WASHINGTON (November 11, 2022)--The Milken Institute School of Public Health at the George Washington University today announced the award of a major grant from the National Institutes of Health to launch a unique intervention aimed at preventing gun violence. Involving youth and young adults. NIH awarded the grant to Mark Edberg, professor of prevention and community health at the Milken Institute SPH. Edberg and his team will work collaboratively with a group of DC community partners to find solutions to this serious public health problem.
Homicide, typically with a firearm, is the third leading cause of death for young people in the United States. Gun violence disproportionately affects African American and other minority youth, especially young men. In the District of Columbia, violent crime has gone up 28% from 2021 and homicide rates jumped by 14% between 2020 and 2021.
The DC community partners on the project include Mint, Inc., Don’t Shoot Guns, Shoot Cameras, the DC Housing Authority/Highlands Addition Community Center, the DC Office of the Attorney General, and the DC Office on Gun Violence Prevention/Building Blocks.
The team will put in place and evaluate a novel community-level youth firearms prevention program in the Washington Highlands community, located in Ward 8 of the District of Columbia, called “Changing Youth Narratives on Firearms Violence.”

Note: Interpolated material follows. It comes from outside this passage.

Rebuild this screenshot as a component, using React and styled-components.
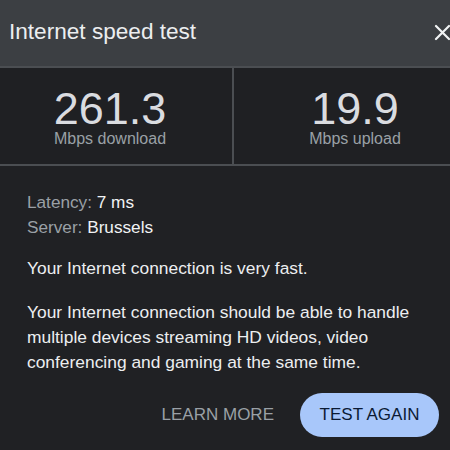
import styled, { createGlobalStyle } from 'styled-components'

const Global = createGlobalStyle`
    html, body { margin: 0; padding: 0; background: #202124; }
    body { font-family: "Liberation Sans", Arial, sans-serif; color: #e8eaed; }
`

// the dialog is a bit wider than the window, so it is cut on both sides
let Viewport = styled.div`
    width: 450px;
    height: 450px;
    overflow: hidden;
    background: #202124;
`

let Dialog = styled.div`
    width: 488px;
    margin-left: -12px;
`

let Header = styled.div`
    height: 66px;
    background: #3c3f43;
    display: flex;
    align-items: center;
    justify-content: space-between;
    padding: 0 25px 0 21px;
    border-bottom: 2px solid #4b4e52;
`

let Title = styled.div`
    font-size: 22.6px;
    color: #eceef0;
    margin-top: -2px;
`

let Close = styled.div`
    display: flex;
    width: 17px;
    height: 17px;
    margin-top: -2px;
`

let Stats = styled.div`
    display: grid;
    grid-template-columns: 244px 2px 1fr;
    height: 96px;
    background: #1f2023;
    border-bottom: 2px solid #4b4e52;
`

let Divider = styled.div`
    background: #4b4e52;
`

let Stat = styled.div`
    display: flex;
    flex-direction: column;
    align-items: center;
    justify-content: center;
    padding-top: 2px;
`

let Value = styled.div`
    font-size: 45px;
    line-height: 42px;
    color: #dadce0;
`

let Unit = styled.div`
    font-size: 16px;
    line-height: 17px;
    color: #9aa0a6;
`

let Body = styled.div`
    padding: 24px 37px 0 39px;
`

let Info = styled.div`
    font-size: 17.2px;
    line-height: 25px;
    color: #f1f3f4;
`

let Key = styled.span`
    color: #9aa0a6;
`

let Text = styled.p`
    margin: ${props => props.top}px 0 0 0;
    font-size: 17.4px;
    line-height: 25px;
    color: #eceef0;
`

let Actions = styled.div`
    display: flex;
    justify-content: flex-end;
    align-items: center;
    gap: 26px;
    margin-top: 18px;
`

let Btn = styled.button`
    font-family: inherit;
    font-size: 17px;
    white-space: nowrap;
    border: none;
    cursor: pointer;
    height: 44px;
    padding: 0;
    border-radius: 22px;
    background: ${props => props.filled ? '#a8c7fa' : 'transparent'};
    color: ${props => props.filled ? '#0b1a33' : '#9aa0a6'};
    width: ${props => props.filled ? '139px' : 'auto'};
`

export default function App() {
    return (
        <Viewport>
            <Global />
            <Dialog>
                <Header>
                    <Title>Internet speed test</Title>
                    <Close>
                        <svg width="17" height="17" viewBox="0 0 17 17">
                            <path d="M2 2 L15 15 M15 2 L2 15" stroke="#f1f3f4" strokeWidth="2.2" strokeLinecap="round" />
                        </svg>
                    </Close>
                </Header>
                <Stats>
                    <Stat>
                        <Value>261.3</Value>
                        <Unit>Mbps download</Unit>
                    </Stat>
                    <Divider />
                    <Stat>
                        <Value>19.9</Value>
                        <Unit>Mbps upload</Unit>
                    </Stat>
                </Stats>
                <Body>
                    <Info><Key>Latency:</Key> 7 ms</Info>
                    <Info><Key>Server:</Key> Brussels</Info>
                    <Text top={16}>Your Internet connection is very fast.</Text>
                    <Text top={19}>Your Internet connection should be able to handle multiple devices streaming HD videos, video conferencing and gaming at the same time.</Text>
                    <Actions>
                        <Btn>LEARN MORE</Btn>
                        <Btn filled>TEST AGAIN</Btn>
                    </Actions>
                </Body>
            </Dialog>
        </Viewport>
    )
}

“Gun violence is a large and continuing problem in urban neighborhoods with a history of poverty, racism, exclusion and a lack of basic resources,” said Edberg, who is the principal investigator on the project. “Kids growing up in such areas may see violence as one of the few paths to gaining respect, money or power. Our project aims to implement changes so that youth see and experience multiple non-violent pathways to success,” with a goal of reducing the current level of violence.
Researchers know that violence is prevalent in many of these neighborhoods for a variety of reasons, including exposure to multiple risk factors, availability of guns, a lack of connection to social and economic opportunities, long histories of discrimination and exclusion, minimal protective supports, and embedded social norms concerning violence that have evolved in order to cope and survive. In such circumstances, youth in the vulnerable stage of adolescence, during which identities and “possible selves” take shape, may see that violence plays an outsized role in the kinds of pathways they perceive as available to them – pathways that offer a chance for reputation, status, respect and power, according to Edberg. That dynamic shapes youth and community narratives about violence and its role.
The researchers propose a collaborative effort to change these perceptions about the role of violence, and to back up the changed perceptions with actual changes in available opportunities for positive gain that do not involve violence. The hope is that such changes will influence adolescents’ sense of possible future pathways and reduce the imperatives now pushing so many into violence involvement. The intervention will therefore involve a period of formative research to identify potential personal and career trajectories (non-violent) that are meaningful, attractive, and rewarding for youth in the community. In addition, with continued funding based on results of the research, the team will implement activities and supports that help youth follow these paths. Importantly, the project will also make extensive use of multiple media platforms to ensure that youth and community members are aware that these alternative pathways and supports exist, right there in the community, and that they offer the chance for personal gain and reputation without violence. In this way, the intervention seeks to address both perceptions about violence and its role, and the actual structural conditions that facilitate non-violent options.
The study led by Edberg is one of three projects and a coordinating center on gun violence prevention recently funded by the NIH. The network of projects focuses on community or organizational level interventions to change environments or settings in order to address the root causes that may underlie the persistence of and recent upticks in firearms violence.